Michel Hazanavicius, noto per il suo talento comico (OSS117) quanto ai suoi omaggi al cinema (L'Artista), qui rivela un aspetto insospettabile della sua creatività. Il regista prende le parole di Jean-Claude Grumberg, ma le trascende con un'estetica delicata e di grande impatto. La foresta, ghiacciata e minacciosa, diventa quasi un personaggio a sé stante, mentre i treni della morte si trasformano in mostri d'acciaio, schiacciando la speranza sul loro cammino. Eppure, in questa atmosfera opprimente, emergono esplosioni di luce, gesti di infinita tenerezza che ci ricordano che l’umanità può ancora resistere all’indicibile. Lungi dal tradire l'approccio del libro, sceglie l'animazione per amplificare la portata universale e onirica della storia. Un approccio che evoca le scelte artistiche di Isao Takahata in La Tomba delle Luccioledove la poesia visiva dialoga con una tragedia storica.

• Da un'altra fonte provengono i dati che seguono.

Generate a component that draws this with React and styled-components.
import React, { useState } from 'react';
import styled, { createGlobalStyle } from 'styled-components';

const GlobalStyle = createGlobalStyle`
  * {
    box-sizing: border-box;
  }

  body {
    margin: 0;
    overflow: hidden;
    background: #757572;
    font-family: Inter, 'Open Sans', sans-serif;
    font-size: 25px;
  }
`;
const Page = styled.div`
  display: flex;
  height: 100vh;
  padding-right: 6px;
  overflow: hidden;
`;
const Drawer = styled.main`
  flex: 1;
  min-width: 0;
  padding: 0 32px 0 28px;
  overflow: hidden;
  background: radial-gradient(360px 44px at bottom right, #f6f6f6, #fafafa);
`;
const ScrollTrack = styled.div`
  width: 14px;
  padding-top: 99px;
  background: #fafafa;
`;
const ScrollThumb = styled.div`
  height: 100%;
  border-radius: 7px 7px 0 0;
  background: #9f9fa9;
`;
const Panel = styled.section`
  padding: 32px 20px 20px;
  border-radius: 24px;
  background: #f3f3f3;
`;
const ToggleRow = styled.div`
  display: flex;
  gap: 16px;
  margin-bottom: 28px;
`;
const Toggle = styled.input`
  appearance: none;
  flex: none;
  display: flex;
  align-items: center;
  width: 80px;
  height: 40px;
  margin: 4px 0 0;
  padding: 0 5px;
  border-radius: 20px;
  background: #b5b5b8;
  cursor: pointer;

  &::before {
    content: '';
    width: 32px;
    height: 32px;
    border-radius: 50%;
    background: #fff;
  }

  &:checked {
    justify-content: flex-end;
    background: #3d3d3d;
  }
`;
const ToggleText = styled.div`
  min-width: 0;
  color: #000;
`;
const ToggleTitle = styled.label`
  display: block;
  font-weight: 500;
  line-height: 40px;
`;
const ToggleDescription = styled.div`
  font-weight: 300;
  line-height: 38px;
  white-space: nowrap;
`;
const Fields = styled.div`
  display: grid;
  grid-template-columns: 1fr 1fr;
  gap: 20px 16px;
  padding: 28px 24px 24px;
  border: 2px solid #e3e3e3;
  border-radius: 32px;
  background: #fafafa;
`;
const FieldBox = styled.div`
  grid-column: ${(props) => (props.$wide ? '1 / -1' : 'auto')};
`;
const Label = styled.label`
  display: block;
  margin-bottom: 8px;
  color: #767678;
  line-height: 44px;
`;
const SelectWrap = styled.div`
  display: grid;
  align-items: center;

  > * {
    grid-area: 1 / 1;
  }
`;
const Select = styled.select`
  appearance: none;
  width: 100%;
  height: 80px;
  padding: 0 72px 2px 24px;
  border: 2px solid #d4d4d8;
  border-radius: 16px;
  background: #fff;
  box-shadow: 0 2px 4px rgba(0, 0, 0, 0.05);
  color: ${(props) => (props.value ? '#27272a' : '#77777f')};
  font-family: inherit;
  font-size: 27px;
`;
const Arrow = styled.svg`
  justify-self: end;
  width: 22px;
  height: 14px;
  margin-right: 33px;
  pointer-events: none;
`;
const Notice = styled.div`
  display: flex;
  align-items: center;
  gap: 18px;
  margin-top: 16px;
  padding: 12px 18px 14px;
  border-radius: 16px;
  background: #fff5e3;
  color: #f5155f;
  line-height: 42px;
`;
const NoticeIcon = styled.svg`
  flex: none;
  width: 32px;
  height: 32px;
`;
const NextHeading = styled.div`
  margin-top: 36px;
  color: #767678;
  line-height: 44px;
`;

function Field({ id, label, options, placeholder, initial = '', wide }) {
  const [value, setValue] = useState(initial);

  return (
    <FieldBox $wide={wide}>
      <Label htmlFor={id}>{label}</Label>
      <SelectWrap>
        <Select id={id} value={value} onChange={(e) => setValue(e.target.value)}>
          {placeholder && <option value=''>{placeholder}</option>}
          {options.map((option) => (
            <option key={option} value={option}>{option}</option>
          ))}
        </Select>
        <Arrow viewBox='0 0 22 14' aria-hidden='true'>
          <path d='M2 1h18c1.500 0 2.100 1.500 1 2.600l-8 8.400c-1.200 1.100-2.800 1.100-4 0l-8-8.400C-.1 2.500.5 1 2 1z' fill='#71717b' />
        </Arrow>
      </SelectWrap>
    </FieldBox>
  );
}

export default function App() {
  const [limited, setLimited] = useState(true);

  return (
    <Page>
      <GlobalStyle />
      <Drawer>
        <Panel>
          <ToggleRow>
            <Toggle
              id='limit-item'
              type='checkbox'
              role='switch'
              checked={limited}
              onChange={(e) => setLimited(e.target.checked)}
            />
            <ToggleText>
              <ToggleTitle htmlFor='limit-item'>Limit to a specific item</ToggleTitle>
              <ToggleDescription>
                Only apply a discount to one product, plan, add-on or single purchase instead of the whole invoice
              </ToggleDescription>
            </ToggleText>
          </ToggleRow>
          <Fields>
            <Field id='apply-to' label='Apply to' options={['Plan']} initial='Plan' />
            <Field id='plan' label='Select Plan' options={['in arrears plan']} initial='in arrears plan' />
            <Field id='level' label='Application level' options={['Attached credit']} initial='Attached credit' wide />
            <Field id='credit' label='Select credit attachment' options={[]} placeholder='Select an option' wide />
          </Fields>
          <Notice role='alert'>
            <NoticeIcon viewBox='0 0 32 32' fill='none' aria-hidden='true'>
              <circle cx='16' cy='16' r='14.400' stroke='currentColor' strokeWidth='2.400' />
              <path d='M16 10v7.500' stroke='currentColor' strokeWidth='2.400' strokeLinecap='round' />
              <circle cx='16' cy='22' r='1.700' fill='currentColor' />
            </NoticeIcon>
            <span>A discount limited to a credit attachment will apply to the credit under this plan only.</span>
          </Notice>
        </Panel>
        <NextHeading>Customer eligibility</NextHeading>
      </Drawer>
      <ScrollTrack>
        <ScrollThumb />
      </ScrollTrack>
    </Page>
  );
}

La narrazione, affidata a Jean-Louis Trintignant, conferisce al film un'aura quasi sacra. La sua voce rauca e calma, registrata all'alba della propria dipartita, avvolge il racconto con una gravità struggente, come un'ultima lezione trasmessa attraverso i secoli. Al suo fianco, Dominique Blanc e Grégory Gadebois danno vita alla coppia di taglialegna, trascendendo il loro ruolo di archetipi per incarnare un'umanità profondamente tangibile e commovente.

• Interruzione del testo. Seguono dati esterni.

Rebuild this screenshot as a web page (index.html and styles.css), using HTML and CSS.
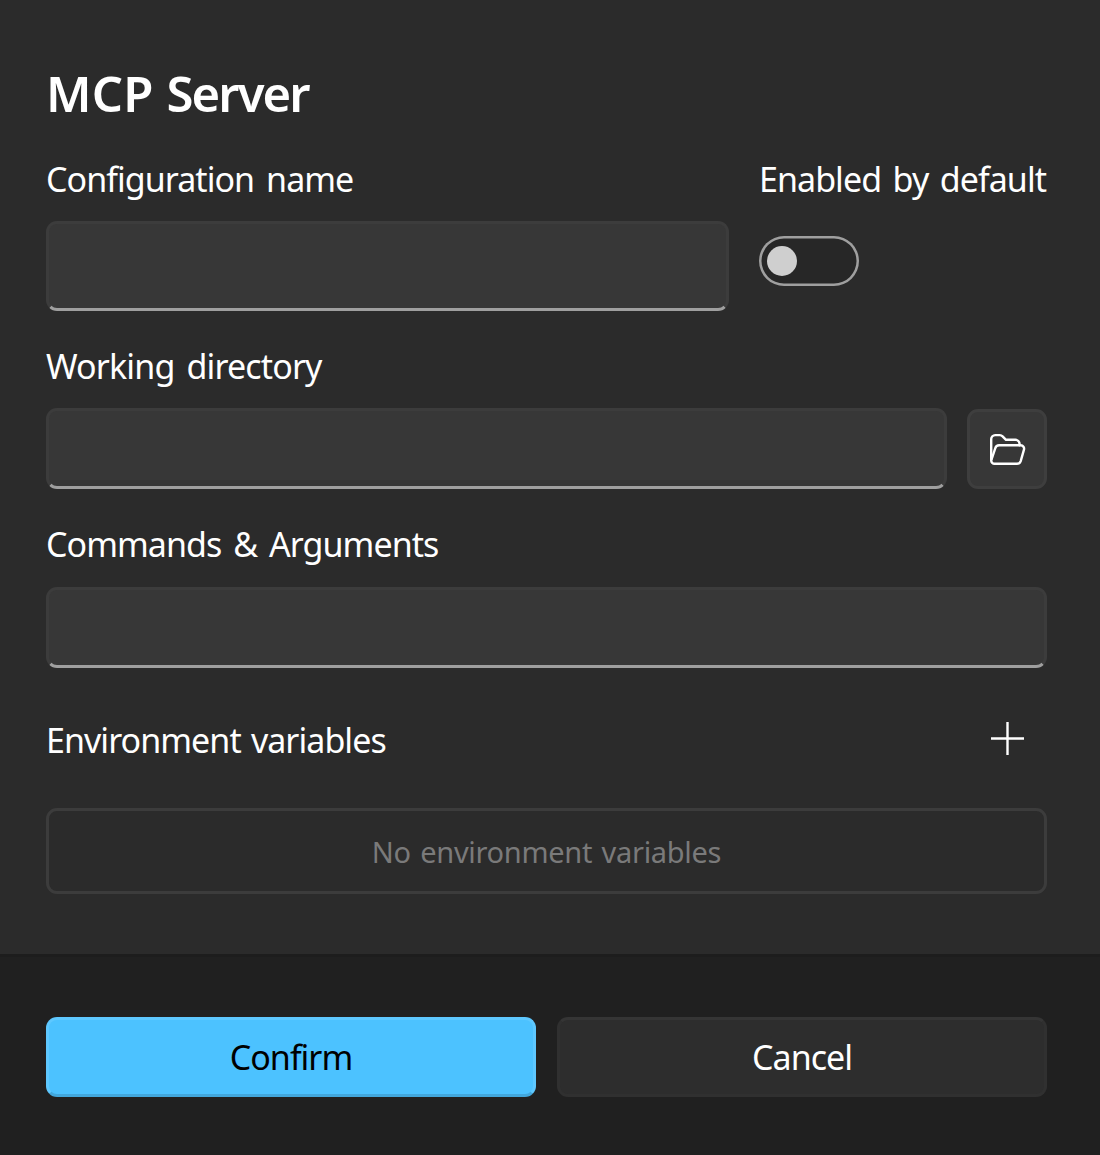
FILE: index.html
```html
<!DOCTYPE html>
<html lang="en">
<head>
<meta charset="utf-8">
<title>MCP Server</title>
<link rel="stylesheet" href="styles.css">
</head>
<body>
<form class="dialog">
  <main class="content">
    <h1 class="title">MCP <span class="t-server">Server</span></h1>
    <div class="name-row">
      <div class="field">
        <label class="label t-name" for="name">Configuration name</label>
        <input class="input input-tall" id="name" type="text">
      </div>
      <div class="toggle-field">
        <span class="label t-enabled">Enabled by default</span>
        <button class="toggle" type="button" role="switch" aria-checked="false" aria-label="Enabled by default"><span class="knob"></span></button>
      </div>
    </div>
    <label class="label label-dir" for="dir">Working directory</label>
    <div class="dir-row">
      <input class="input" id="dir" type="text">
      <button class="browse" type="button" aria-label="Browse">
        <svg width="40" height="40" viewBox="0 -0.5 40 40" fill="none" stroke="#fff" stroke-width="2.4" stroke-linejoin="round" stroke-linecap="round">
          <path d="M4.200 30V9.600a4 4 0 0 1 4-4h4.600a4 4 0 0 1 2.800 1.200L19 10.300h9.400a4.200 4.200 0 0 1 4.200 4.200v1.200"/>
          <path d="M4.400 30.500L8.300 18.600a4 4 0 0 1 3.800-2.800h21.600a3.400 3.400 0 0 1 3.200 4.500L33.700 31.600a4 4 0 0 1-3.800 2.700H7.600a3.300 3.300 0 0 1-3.400-3.300"/>
        </svg>
      </button>
    </div>
    <label class="label label-cmd" for="cmd">Commands &amp; Arguments</label>
    <input class="input" id="cmd" type="text">
    <div class="env-row">
      <span class="label t-env">Environment variables</span>
      <button class="add" type="button" aria-label="Add variable">
        <svg width="33" height="33" viewBox="0 0 33 33" fill="none" stroke="#fff" stroke-width="2.4"><path d="M16.500 0v33M0 16.500h33"/></svg>
      </button>
    </div>
    <div class="empty">No environment variables</div>
  </main>
  <footer class="footer">
    <button class="btn primary" type="button">Confirm</button>
    <button class="btn secondary" type="button">Cancel</button>
  </footer>
</form>
</body>
</html>
```
FILE: styles.css
```css
* { box-sizing: border-box; }
body {
  margin: 0;
  background: #2b2b2b;
  color: #fff;
  font-family: "Noto Sans", sans-serif;
  font-size: 34px;
}
button, input { font: inherit; color: inherit; margin: 0; padding: 0; }
.dialog { height: 1155px; display: flex; flex-direction: column; }
.content { height: 954px; padding: 62px 53px 0 46px; display: flex; flex-direction: column; }
.title { margin: 0 0 31px; font-size: 49px; line-height: 62px; font-weight: 600; letter-spacing: 0.200px; }
.t-server { letter-spacing: -1.900px; }
.label {
  display: block;
  height: 48px;
  line-height: 48px;
  white-space: nowrap;
  letter-spacing: -0.950px;
  word-spacing: 4px;
}
.t-enabled { word-spacing: 3.600px; }
.t-env { word-spacing: 2.300px; }
.name-row { display: flex; justify-content: space-between; }
.field { width: 683px; display: flex; flex-direction: column; gap: 18px; }
.toggle-field { width: 288px; }
.input {
  display: block;
  width: 100%;
  height: 81px;
  border: 3px solid #3c3c3c;
  border-radius: 11px;
  border-bottom-color: #9f9f9f;
  background: #373737;
  outline: none;
}
.input-tall { height: 90px; }
.toggle {
  display: flex;
  align-items: center;
  width: 100px;
  height: 50px;
  margin-top: 33px;
  padding-left: 8px;
  border: 0;
  border-radius: 25px;
  background: #272727;
  box-shadow: inset 0 0 0 2.500px #9f9f9f;
}
.knob { width: 30px; height: 30px; border-radius: 50%; background: #cfcfcf; }
.label-dir { margin: 31px 0 18px; letter-spacing: -0.850px; }
.dir-row { display: flex; gap: 20px; align-items: flex-end; }
.browse {
  display: grid;
  place-items: center;
  flex: none;
  width: 80px;
  height: 80px;
  border: 3px solid #3e3e3e;
  border-radius: 11px;
  background: #373737;
}
.label-cmd { margin: 31px 0 19px; }
.env-row { display: flex; justify-content: space-between; margin-top: 48px; }
.add { width: 80px; height: 45px; padding-left: 1px; border: 0; background: none; display: grid; place-items: center; }
.empty {
  height: 86px;
  margin-top: 44px;
  border: 3px solid #3c3c3c;
  border-radius: 11px;
  display: flex;
  align-items: center;
  justify-content: center;
  color: #7a7a7a;
  font-size: 29px;
  letter-spacing: -0.300px;
  word-spacing: 2.200px;
}
.footer {
  flex: 1;
  padding: 60px 53px 0 46px;
  border-top: 3px solid #1d1d1d;
  background: #202020;
  display: grid;
  grid-template-columns: 490px 490px;
  gap: 21px;
  align-items: start;
}
.btn { height: 80px; border: 3px solid; border-radius: 11px; line-height: 48px; letter-spacing: -1px; }
.primary { background: #4cc2ff; color: #000; border-color: #5ec8ff #5ec8ff #42a7dc; }
.secondary { background: #2d2d2d; border-color: #353535 #303030 #303030; }
```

Un'estetica al culmine dell'oscurità
L'animazione permette al regista di trascendere i limiti del realismo per addentrarsi in un'estetica simbolica di rara forza. La foresta polacca, al tempo stesso opprimente e protettiva, si impone come un'entità viva, dove il freddo morde tanto quanto la solitudine. Questa ambientazione, luogo di pericolo e di rifugio allo stesso tempo, evoca i racconti della nostra infanzia, come Hansel e Gretel. La palette cromatica, accuratamente realizzata, alterna toni invernali austeri e bluastri ed esplosioni luminose – una fiamma tremolante, un pezzo di tessuto rosso – che squarciano l’oscurità con sorprendente intensità.